SHORT EXERCISE -
Set each entry down verbatim, omitting images.

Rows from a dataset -

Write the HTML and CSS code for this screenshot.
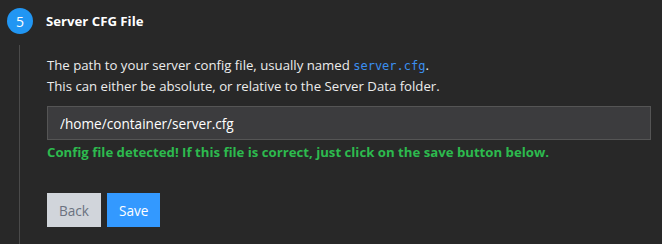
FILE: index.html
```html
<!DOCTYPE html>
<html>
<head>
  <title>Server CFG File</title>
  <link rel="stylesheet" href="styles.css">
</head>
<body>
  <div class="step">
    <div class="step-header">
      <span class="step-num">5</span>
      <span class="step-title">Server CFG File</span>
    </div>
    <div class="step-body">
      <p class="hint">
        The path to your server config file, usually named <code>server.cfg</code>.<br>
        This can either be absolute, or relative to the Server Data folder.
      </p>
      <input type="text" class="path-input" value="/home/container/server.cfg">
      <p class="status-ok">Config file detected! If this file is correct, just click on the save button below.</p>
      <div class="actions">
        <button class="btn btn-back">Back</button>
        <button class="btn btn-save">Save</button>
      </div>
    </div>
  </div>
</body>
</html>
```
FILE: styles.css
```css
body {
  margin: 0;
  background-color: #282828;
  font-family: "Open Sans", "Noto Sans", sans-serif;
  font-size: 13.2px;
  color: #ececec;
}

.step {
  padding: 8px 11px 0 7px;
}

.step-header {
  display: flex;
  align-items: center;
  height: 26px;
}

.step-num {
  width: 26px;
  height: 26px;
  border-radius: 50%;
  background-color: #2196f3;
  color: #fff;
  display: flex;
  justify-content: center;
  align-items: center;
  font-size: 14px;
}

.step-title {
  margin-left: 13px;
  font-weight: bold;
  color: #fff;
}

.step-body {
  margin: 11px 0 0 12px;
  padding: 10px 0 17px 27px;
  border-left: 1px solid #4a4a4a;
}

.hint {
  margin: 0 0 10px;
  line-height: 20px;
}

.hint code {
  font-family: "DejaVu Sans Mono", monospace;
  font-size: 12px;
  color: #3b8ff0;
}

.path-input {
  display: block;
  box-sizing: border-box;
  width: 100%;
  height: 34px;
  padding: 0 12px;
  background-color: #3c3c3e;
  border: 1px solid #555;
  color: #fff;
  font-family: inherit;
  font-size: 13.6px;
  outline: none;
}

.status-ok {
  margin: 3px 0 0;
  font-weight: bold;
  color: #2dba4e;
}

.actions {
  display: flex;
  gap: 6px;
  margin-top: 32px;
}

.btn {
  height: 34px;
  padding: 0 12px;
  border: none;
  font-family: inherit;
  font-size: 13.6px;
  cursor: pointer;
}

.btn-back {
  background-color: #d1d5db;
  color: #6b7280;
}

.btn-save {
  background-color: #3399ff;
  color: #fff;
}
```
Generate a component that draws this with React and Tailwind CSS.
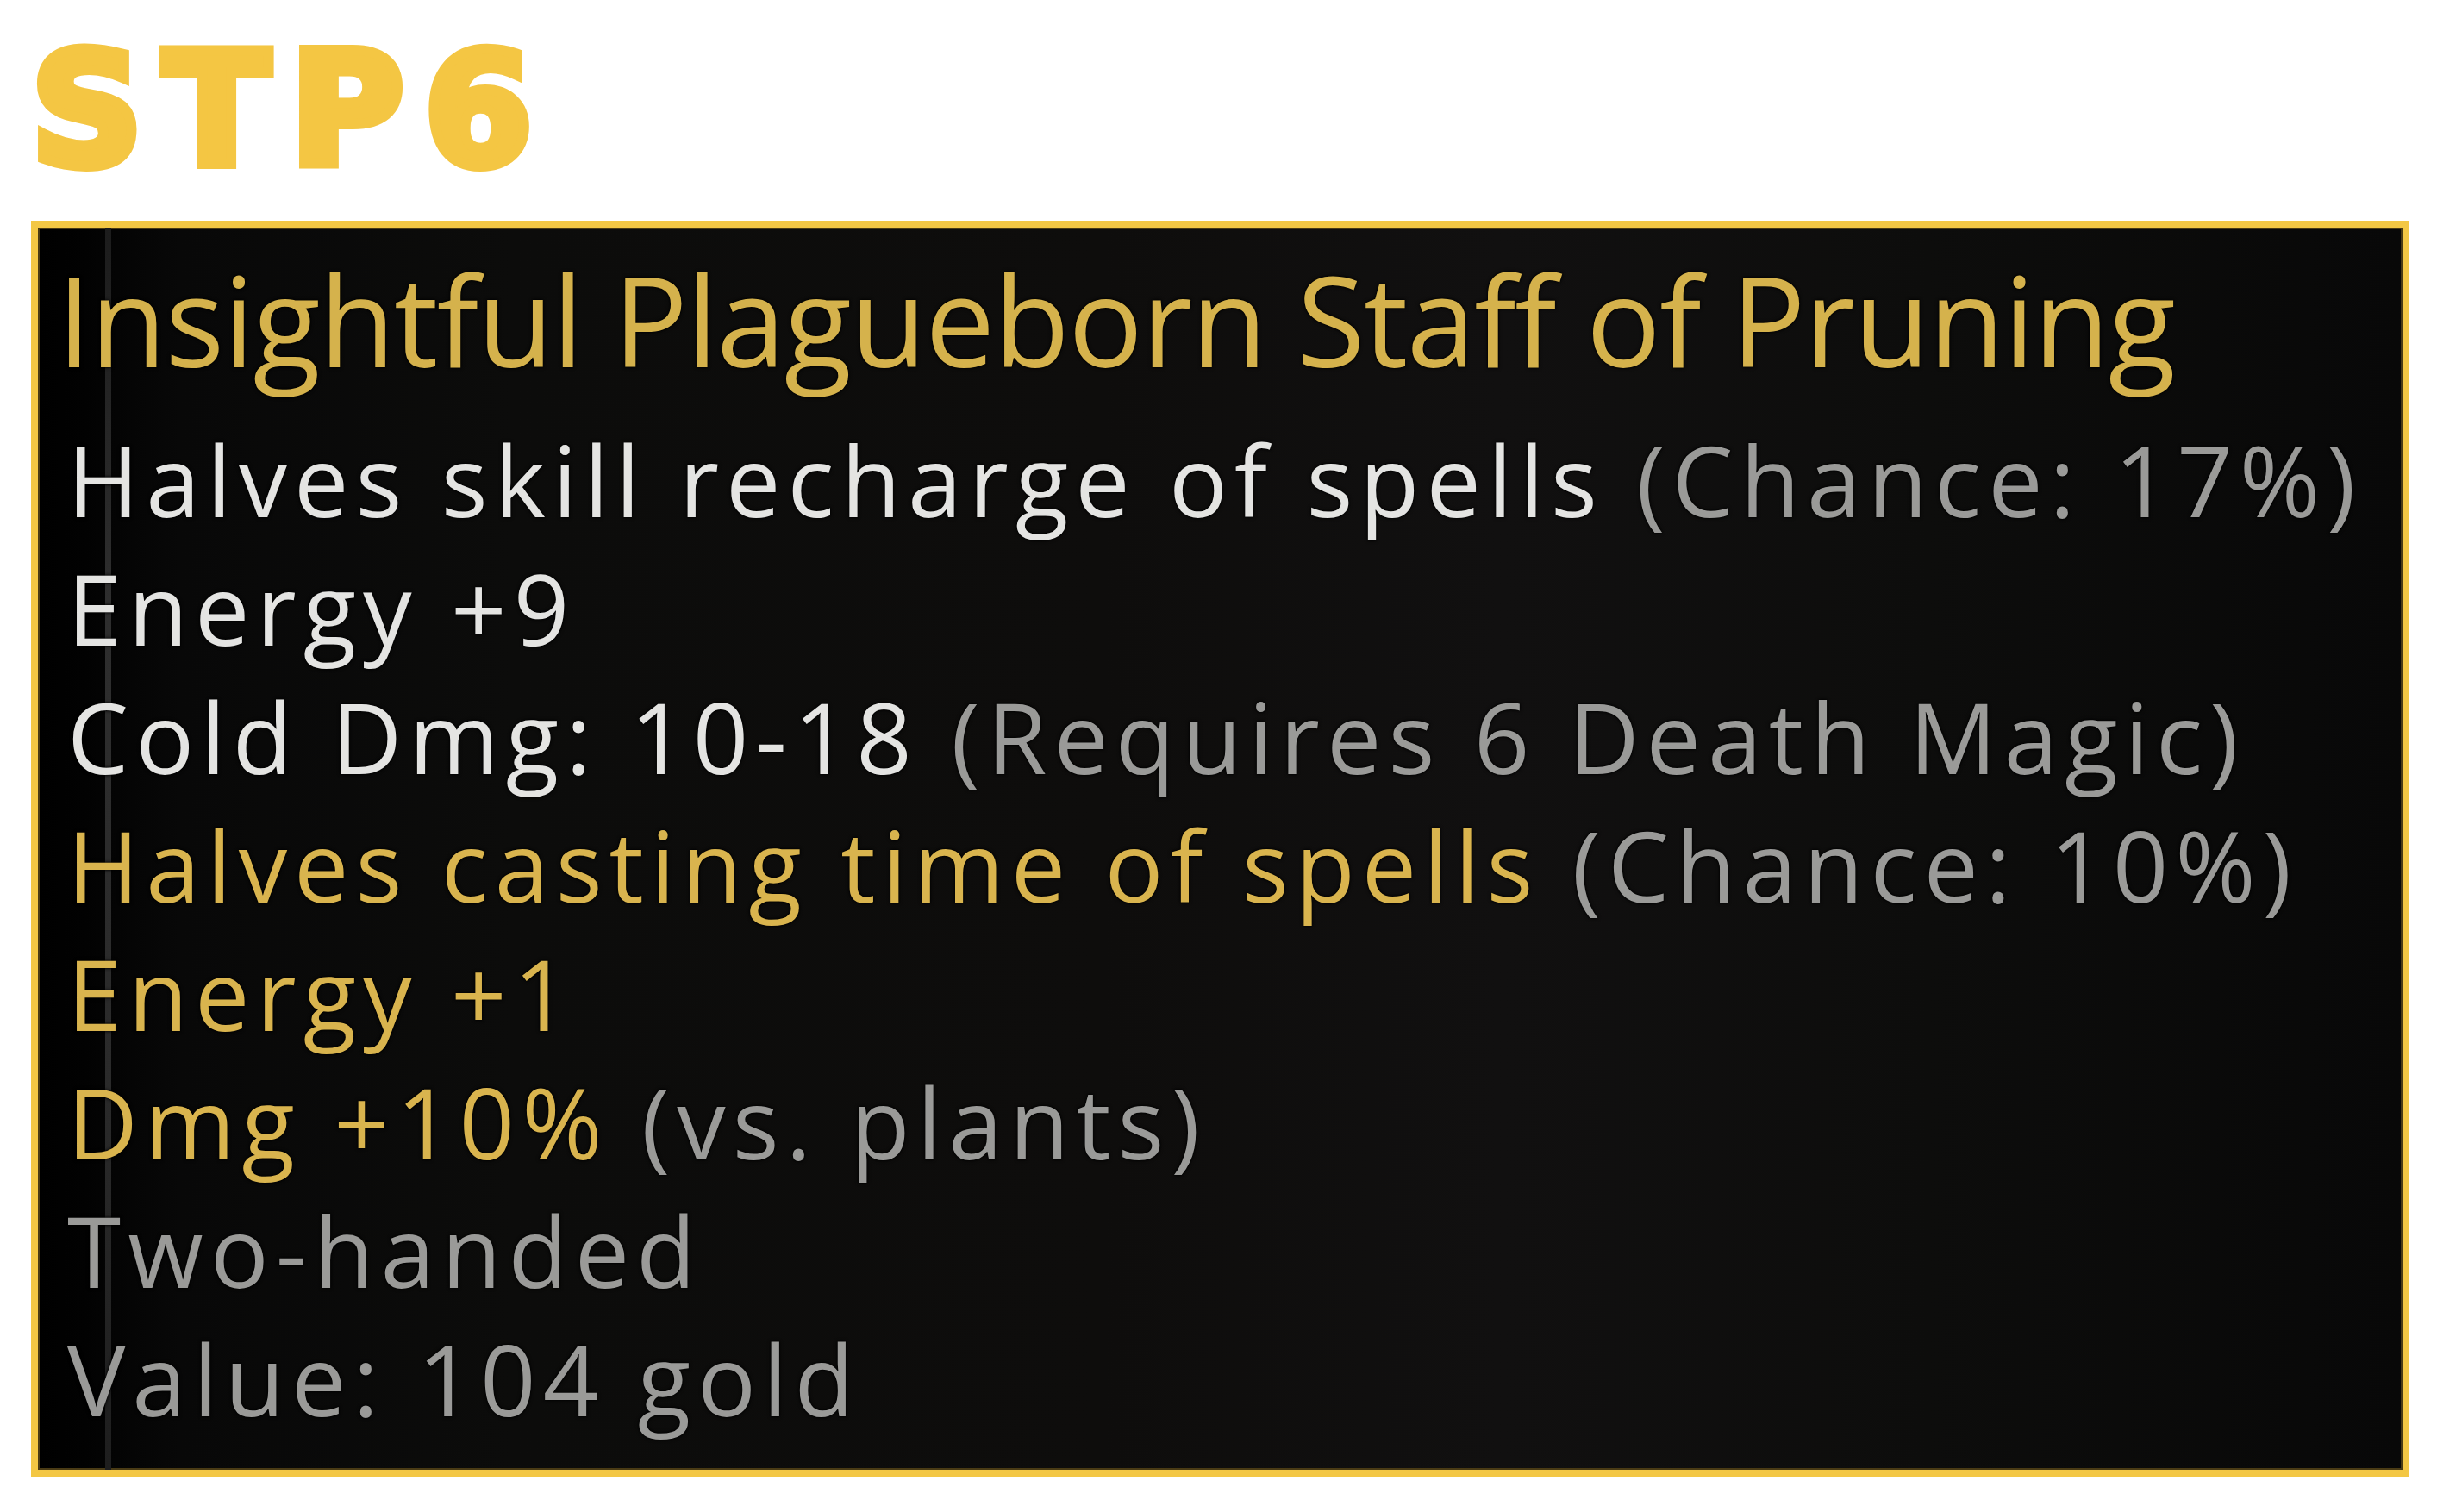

SOLUTION TO THIS TASK -
Write the HTML and CSS code for this screenshot.
FILE: index.html
```html
<!DOCTYPE html>
<html>
<head>
  <title>Server CFG File</title>
  <link rel="stylesheet" href="styles.css">
</head>
<body>
  <div class="step">
    <div class="step-header">
      <span class="step-num">5</span>
      <span class="step-title">Server CFG File</span>
    </div>
    <div class="step-body">
      <p class="hint">
        The path to your server config file, usually named <code>server.cfg</code>.<br>
        This can either be absolute, or relative to the Server Data folder.
      </p>
      <input type="text" class="path-input" value="/home/container/server.cfg">
      <p class="status-ok">Config file detected! If this file is correct, just click on the save button below.</p>
      <div class="actions">
        <button class="btn btn-back">Back</button>
        <button class="btn btn-save">Save</button>
      </div>
    </div>
  </div>
</body>
</html>
```
FILE: styles.css
```css
body {
  margin: 0;
  background-color: #282828;
  font-family: "Open Sans", "Noto Sans", sans-serif;
  font-size: 13.2px;
  color: #ececec;
}

.step {
  padding: 8px 11px 0 7px;
}

.step-header {
  display: flex;
  align-items: center;
  height: 26px;
}

.step-num {
  width: 26px;
  height: 26px;
  border-radius: 50%;
  background-color: #2196f3;
  color: #fff;
  display: flex;
  justify-content: center;
  align-items: center;
  font-size: 14px;
}

.step-title {
  margin-left: 13px;
  font-weight: bold;
  color: #fff;
}

.step-body {
  margin: 11px 0 0 12px;
  padding: 10px 0 17px 27px;
  border-left: 1px solid #4a4a4a;
}

.hint {
  margin: 0 0 10px;
  line-height: 20px;
}

.hint code {
  font-family: "DejaVu Sans Mono", monospace;
  font-size: 12px;
  color: #3b8ff0;
}

.path-input {
  display: block;
  box-sizing: border-box;
  width: 100%;
  height: 34px;
  padding: 0 12px;
  background-color: #3c3c3e;
  border: 1px solid #555;
  color: #fff;
  font-family: inherit;
  font-size: 13.6px;
  outline: none;
}

.status-ok {
  margin: 3px 0 0;
  font-weight: bold;
  color: #2dba4e;
}

.actions {
  display: flex;
  gap: 6px;
  margin-top: 32px;
}

.btn {
  height: 34px;
  padding: 0 12px;
  border: none;
  font-family: inherit;
  font-size: 13.6px;
  cursor: pointer;
}

.btn-back {
  background-color: #d1d5db;
  color: #6b7280;
}

.btn-save {
  background-color: #3399ff;
  color: #fff;
}
```
Generate a component that draws this with React and Tailwind CSS.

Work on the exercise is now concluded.